Steven Byrnes comments on Thoughts on hardware /​ compute requirements for AGI

• You say “Having a lot of capacity appears to be important” but that’s “essentially assuming the conclusion”, right? hehe :)

You claim that there’s a lot of capacity, but I say we don’t really know that. As a stupid example, if my computer’s SRAM has N cells, but it uses an error-correcting code by redundantly storing each bit in three different cells, then its “capacity” is ⅓ the number of cells. (And in 6T SRAM, the number of cells is in turn ⅙ the number of transistors, etc.)

Anyway, all things considered right now, the most plausible-to-me theory is that counting synapses gives a 2-3OOM overestimate of capacity. I don’t see this as particularly implausible. For one thing, as I wrote in the OP, the synapse is not just an information-storage-unit, it’s also a thing-that-does-calculations. If one bit of stored information (e.g. information about how the world works) needs to be involved in 1000 different calculations, it seems plausible that it would need to be associated with 1000 synapses. For another thing, here’s a model where one functional “connection” requires a group of 10 nearby synapses onto the same dendrite. That’s 1 OOM right there! I think there’s another OOM or two lurking in the fact that each cortical minicolumn is 100 neurons and each cortical column is 100 minicolumns, but there’s some sense in which minicolumns (and to a lesser degree, columns) are a single functional unit. So, without getting into details, which I’m hazy on anyway, I wouldn’t be surprised to learn that “one connection” involved not only 10 nearby synapses on one dendrite, but a similar group on 10 synapses onto a neuron within each of 10 neighboring minicolumns, and those 10 minicolumns are working together to implement a certain kind of computation, which by the way you could trivially do on a GPU in a few clock cycles. Or whatever, I dunno.

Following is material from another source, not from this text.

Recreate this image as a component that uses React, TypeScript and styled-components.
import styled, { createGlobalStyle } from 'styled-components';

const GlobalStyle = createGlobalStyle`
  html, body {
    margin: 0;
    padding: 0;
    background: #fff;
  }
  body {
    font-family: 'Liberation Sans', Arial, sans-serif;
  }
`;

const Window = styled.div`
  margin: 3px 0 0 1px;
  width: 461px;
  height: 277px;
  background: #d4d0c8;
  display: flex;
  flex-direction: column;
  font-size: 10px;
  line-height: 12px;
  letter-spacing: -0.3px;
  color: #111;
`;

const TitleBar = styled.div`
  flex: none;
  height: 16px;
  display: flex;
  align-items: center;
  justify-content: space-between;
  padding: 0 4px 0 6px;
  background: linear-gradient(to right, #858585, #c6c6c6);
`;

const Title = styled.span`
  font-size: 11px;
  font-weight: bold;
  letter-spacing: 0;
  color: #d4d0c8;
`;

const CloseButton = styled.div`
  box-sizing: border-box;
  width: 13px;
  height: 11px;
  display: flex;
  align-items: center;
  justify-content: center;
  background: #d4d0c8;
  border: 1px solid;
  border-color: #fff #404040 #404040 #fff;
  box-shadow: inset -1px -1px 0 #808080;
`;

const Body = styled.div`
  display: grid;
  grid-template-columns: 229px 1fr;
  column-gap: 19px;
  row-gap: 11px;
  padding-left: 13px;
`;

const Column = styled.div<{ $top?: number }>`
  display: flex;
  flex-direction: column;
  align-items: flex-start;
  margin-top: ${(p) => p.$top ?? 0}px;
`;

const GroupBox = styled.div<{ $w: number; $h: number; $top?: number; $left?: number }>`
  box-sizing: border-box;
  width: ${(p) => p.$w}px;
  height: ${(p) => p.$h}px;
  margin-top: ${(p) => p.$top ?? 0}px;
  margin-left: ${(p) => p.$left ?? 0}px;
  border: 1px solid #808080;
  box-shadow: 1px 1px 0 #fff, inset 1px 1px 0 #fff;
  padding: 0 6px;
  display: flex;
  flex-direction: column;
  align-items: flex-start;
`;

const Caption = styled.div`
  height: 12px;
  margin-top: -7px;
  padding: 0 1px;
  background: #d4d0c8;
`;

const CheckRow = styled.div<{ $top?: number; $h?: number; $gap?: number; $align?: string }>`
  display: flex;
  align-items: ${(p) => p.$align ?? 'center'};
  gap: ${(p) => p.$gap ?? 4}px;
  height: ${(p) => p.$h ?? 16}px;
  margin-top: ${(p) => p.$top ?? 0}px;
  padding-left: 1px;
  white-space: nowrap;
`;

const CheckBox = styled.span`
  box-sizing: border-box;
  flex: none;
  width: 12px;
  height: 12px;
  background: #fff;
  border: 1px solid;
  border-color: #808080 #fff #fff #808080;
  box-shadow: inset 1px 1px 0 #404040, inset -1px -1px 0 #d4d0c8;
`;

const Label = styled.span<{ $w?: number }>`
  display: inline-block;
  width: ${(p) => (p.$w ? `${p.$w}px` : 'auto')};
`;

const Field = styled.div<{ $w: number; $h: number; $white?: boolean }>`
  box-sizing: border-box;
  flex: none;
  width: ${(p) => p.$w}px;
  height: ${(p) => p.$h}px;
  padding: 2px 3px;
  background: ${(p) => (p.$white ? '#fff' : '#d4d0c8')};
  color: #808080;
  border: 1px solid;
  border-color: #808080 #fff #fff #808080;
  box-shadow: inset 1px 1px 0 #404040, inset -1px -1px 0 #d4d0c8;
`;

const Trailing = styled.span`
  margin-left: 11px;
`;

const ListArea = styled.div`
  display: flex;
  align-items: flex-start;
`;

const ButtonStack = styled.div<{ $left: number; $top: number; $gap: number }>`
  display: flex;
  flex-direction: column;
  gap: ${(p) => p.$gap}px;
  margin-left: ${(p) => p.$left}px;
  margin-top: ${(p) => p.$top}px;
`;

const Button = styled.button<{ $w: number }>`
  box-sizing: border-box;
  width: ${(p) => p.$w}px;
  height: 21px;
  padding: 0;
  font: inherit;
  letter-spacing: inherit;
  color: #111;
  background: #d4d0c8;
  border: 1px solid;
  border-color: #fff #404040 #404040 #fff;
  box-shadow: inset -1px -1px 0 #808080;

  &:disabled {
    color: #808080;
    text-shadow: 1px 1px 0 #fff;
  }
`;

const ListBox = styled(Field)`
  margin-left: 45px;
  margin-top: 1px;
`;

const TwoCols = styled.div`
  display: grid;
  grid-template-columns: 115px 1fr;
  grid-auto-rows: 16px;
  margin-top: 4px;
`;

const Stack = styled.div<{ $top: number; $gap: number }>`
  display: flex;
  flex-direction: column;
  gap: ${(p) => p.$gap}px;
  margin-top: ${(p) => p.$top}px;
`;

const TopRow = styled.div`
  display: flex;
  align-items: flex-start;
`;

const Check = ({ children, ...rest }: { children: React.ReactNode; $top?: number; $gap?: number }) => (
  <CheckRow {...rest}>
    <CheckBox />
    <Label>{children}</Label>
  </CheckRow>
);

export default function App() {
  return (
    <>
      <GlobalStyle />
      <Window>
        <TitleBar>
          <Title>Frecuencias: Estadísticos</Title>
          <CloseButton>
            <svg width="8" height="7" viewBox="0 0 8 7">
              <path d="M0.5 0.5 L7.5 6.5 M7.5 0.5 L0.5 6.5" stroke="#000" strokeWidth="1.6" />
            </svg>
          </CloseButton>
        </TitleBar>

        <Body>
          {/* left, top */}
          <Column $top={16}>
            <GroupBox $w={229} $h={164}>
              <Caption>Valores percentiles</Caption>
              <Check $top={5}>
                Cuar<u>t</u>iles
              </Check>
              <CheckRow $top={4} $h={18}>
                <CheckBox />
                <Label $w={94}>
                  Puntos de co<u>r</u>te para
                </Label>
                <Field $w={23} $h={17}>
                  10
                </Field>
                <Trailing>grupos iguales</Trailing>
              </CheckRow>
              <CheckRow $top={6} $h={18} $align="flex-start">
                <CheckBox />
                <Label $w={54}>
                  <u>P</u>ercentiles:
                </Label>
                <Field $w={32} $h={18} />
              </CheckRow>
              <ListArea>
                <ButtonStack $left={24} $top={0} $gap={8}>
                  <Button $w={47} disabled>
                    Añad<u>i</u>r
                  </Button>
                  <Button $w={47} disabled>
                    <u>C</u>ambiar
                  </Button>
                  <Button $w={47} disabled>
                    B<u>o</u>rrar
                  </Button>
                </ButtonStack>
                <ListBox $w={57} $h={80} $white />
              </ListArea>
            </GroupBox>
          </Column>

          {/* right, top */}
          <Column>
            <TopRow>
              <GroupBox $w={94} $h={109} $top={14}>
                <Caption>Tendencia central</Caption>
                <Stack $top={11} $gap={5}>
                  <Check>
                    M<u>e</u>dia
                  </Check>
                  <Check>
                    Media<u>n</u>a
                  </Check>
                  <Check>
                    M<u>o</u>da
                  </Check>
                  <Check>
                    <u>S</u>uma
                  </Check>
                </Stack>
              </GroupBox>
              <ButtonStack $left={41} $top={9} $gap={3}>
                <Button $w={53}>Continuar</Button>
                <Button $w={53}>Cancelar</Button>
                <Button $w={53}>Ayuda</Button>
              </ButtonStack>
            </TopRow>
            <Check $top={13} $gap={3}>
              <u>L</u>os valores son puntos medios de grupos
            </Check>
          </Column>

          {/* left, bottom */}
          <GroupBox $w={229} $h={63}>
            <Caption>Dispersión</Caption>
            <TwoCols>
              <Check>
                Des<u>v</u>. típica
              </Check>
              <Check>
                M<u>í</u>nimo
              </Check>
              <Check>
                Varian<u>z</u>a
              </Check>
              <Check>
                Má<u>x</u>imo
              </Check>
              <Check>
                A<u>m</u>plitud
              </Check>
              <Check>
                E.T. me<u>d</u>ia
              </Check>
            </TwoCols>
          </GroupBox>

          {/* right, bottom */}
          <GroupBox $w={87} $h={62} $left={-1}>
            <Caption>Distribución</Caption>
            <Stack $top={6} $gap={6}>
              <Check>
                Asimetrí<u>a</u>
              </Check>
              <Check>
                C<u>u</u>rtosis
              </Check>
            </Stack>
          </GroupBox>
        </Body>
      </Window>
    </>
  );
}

Or maybe you’re saying “Having a lot of capacity appears to be important” because humans can do things that modern ML can’t, and we need to explain that somehow, and capacity seems like an obvious candidate? If so, I disagree, I think there are other more-plausible candidates, again see footnote 16 and surrounding discussion.

It could be that the preprocessing necessary to guide our future behavior unavoidably increases the amount of stored data by a large factor.

You mean, cached computations or something? I’m not sure what you have in mind. Everything I can think of has some analogy in things-that-LLMs-can-do, or other types of sub-GB ML systems. LLMs do in fact have “behavior” of a sort, in the sense that they output text, and (implicitly) plan out multiple tokens in advance.

• I haven’t fully digested this comment, but:

You mean, cached computations or something?

In some sense there’s probably no option other than that, since creating a synapse should count as a computational operation. But there’d be different options for what the computations would be.

The simplest might just be storing pairwise relationships. That’s going to add size, even if sparse.

I agree that LLMs do that too, but I’m skeptical about claims that LLMs are near human ability. It’s not that I’m confident that they aren’t—it just seems hard to say. (I do think they now have surface-level language ability similar to humans, but they still struggle at deeper understanding, and I don’t know how much improvement is needed to fix that weakness.)